Source code for besskge.pipeline

# Copyright (c) 2023 Graphcore Ltd. All rights reserved.

"""
High-level APIs for training/inference with BESS.
"""

from typing import Any, Dict, List, Optional, Union

import numpy as np
import poptorch
import torch
from numpy.typing import NDArray
from tqdm import tqdm

from besskge.batch_sampler import ShardedBatchSampler
from besskge.bess import AllScoresBESS
from besskge.metric import Evaluation
from besskge.negative_sampler import PlaceholderNegativeSampler
from besskge.scoring import BaseScoreFunction
from besskge.utils import get_entity_filter


[docs]class AllScoresPipeline(torch.nn.Module):
    """
    Pipeline to compute scores of (h, r, ?) / (?, r, t) queries against all entities
    in the KG (or a given subset of entities), and related prediction metrics.
    It supports filtering out, for each query, the scores of specific completions that
    appear in a given set of triples.

    To be used in combination with a batch sampler based on a
    "h_shard"/"t_shard"-partitioned triple set.
    """

    def __init__(
        self,
        batch_sampler: ShardedBatchSampler,
        corruption_scheme: str,
        score_fn: BaseScoreFunction,
        evaluation: Optional[Evaluation] = None,
        filter_triples: Optional[List[Union[torch.Tensor, NDArray[np.int32]]]] = None,
        candidate_ents: Optional[Union[torch.Tensor, NDArray[np.int32]]] = None,
        return_scores: bool = False,
        return_topk: bool = False,
        k: int = 10,
        window_size: int = 1000,
        use_ipu_model: bool = False,
    ) -> None:
        """
        Initialize pipeline.

        :param batch_sampler:
            Batch sampler, based on a
            "h_shard"/"t_shard"-partitioned triple set.
        :param corruption_scheme:
            Set to "t" to score (h, r, ?) completions, or to
            "h" to score (?, r, t) completions.
        :param score_fn:
            The trained scoring function.
        :param evaluation:
            Evaluation module, for computing metrics.
            Default: None.
        :param filter_triples:
            The set of all triples whose scores need to be filtered.
            The triples passed here must have GLOBAL IDs for head/tail
            entities.
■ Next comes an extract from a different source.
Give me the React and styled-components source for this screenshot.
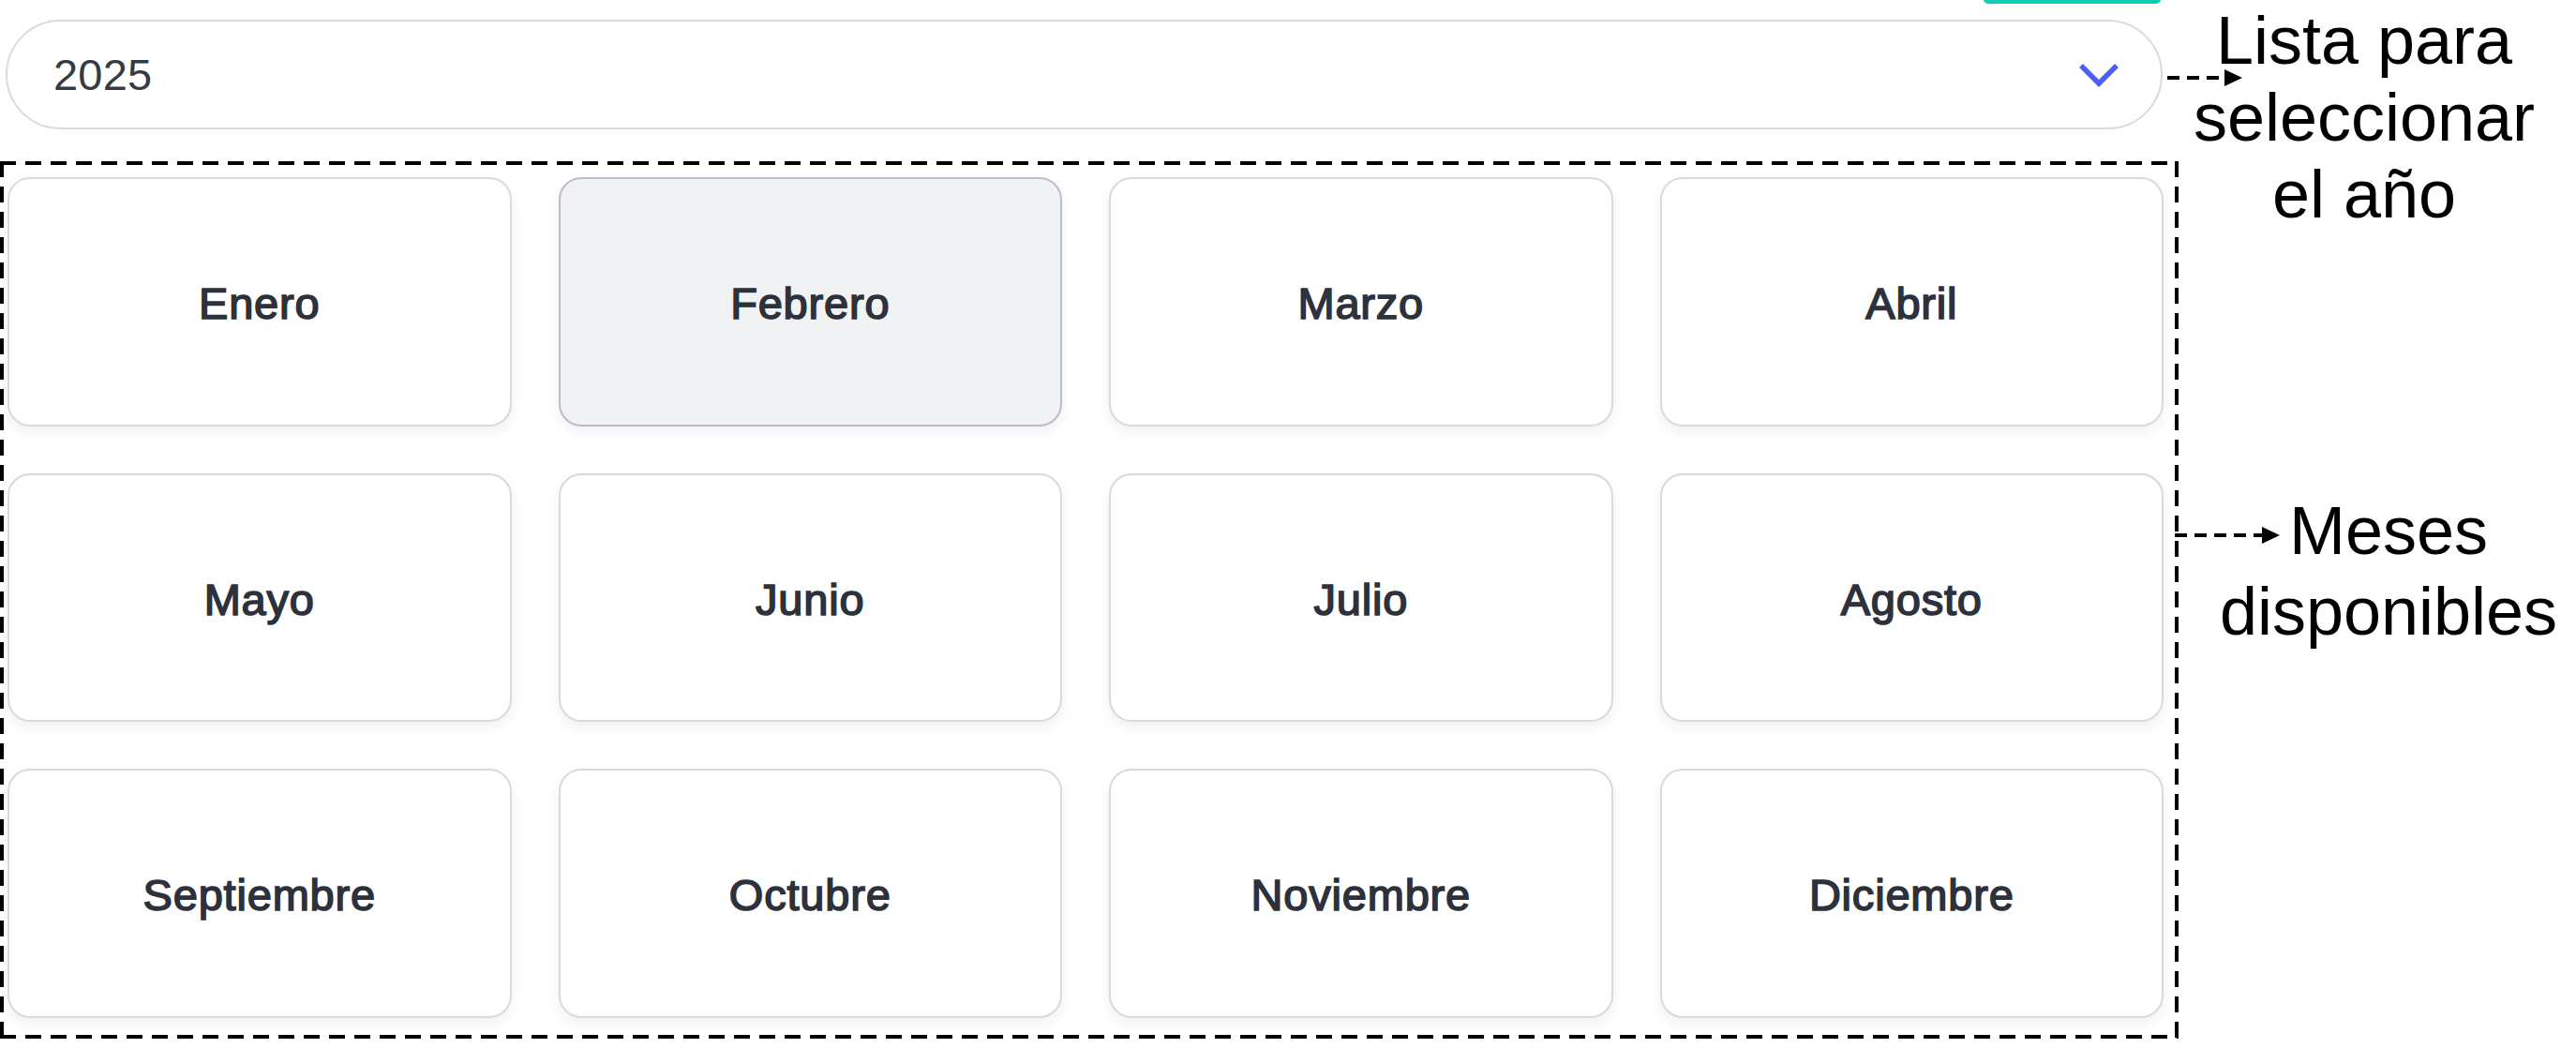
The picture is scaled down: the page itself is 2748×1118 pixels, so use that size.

Default: None.
        :param candidate_ents:
            If specified, score queries only against a given set of entities.
            This array needs to contain the global IDs of the
            candidate entities to be used for completion. All other entities
            will then be ignored when scoring queries.
            Default: None (i.e. score queries against all entities).
        :param return_scores:
            If True, store and return scores of all queries' completions
            (with filters applied, if specified).
            For large number of queries/entities, this can cause the host
            to go OOM.
            Default: False.
        :param return_topk:
            If True, return for each query the global IDs of the most likely
            completions, after filtering out the scores of `filter_triples`.
            Default: False.
        :param k:
            If `return_topk` is set to True, for each query return the
            top-k most likely predictions (after filtering). Default: 10.
        :param window_size:
            Size of the sliding window, namely the number of negative entities
            scored against each query at each step on IPU and returned to host.
            Should be decreased with large batch sizes, to avoid an OOM error.
            Default: 1000.
        :param use_ipu_model:
            Run pipeline on IPU Model instead of actual hardware. Default: False.
        """
        super().__init__()
        self.batch_sampler = batch_sampler
        if not (evaluation or return_scores):
            raise ValueError(
                "Nothing to return. Provide `evaluation` or set `return_scores=True`"
            )
        if corruption_scheme not in ["h", "t"]:
            raise ValueError("corruption_scheme needs to be either 'h' or 't'")
        if (
            corruption_scheme == "h"
            and self.batch_sampler.triple_partition_mode != "t_shard"
        ):
            raise ValueError(
                "Corruption scheme 'h' requires 't-shard'-partitioned triples"
            )
        elif (
            corruption_scheme == "t"
            and self.batch_sampler.triple_partition_mode != "h_shard"
        ):
            raise ValueError(
                "Corruption scheme 't' requires 'h-shard'-partitioned triples"
            )
        self.candidate_sampler = PlaceholderNegativeSampler(
            corruption_scheme=corruption_scheme
        )
        self.score_fn = score_fn
        self.evaluation = evaluation
        self.return_scores = return_scores
        self.return_topk = return_topk
        self.k = k
        self.window_size = window_size
        self.corruption_scheme = corruption_scheme
        self.bess_module = AllScoresBESS(
            self.candidate_sampler, self.score_fn, self.window_size
        )

        inf_options = poptorch.Options()
        inf_options.replication_factor = self.bess_module.sharding.n_shard
        inf_options.deviceIterations(self.batch_sampler.batches_per_step)
        inf_options.outputMode(poptorch.OutputMode.All)
        if use_ipu_model:
            inf_options.useIpuModel(True)
        self.dl = self.batch_sampler.get_dataloader(options=inf_options, shuffle=False)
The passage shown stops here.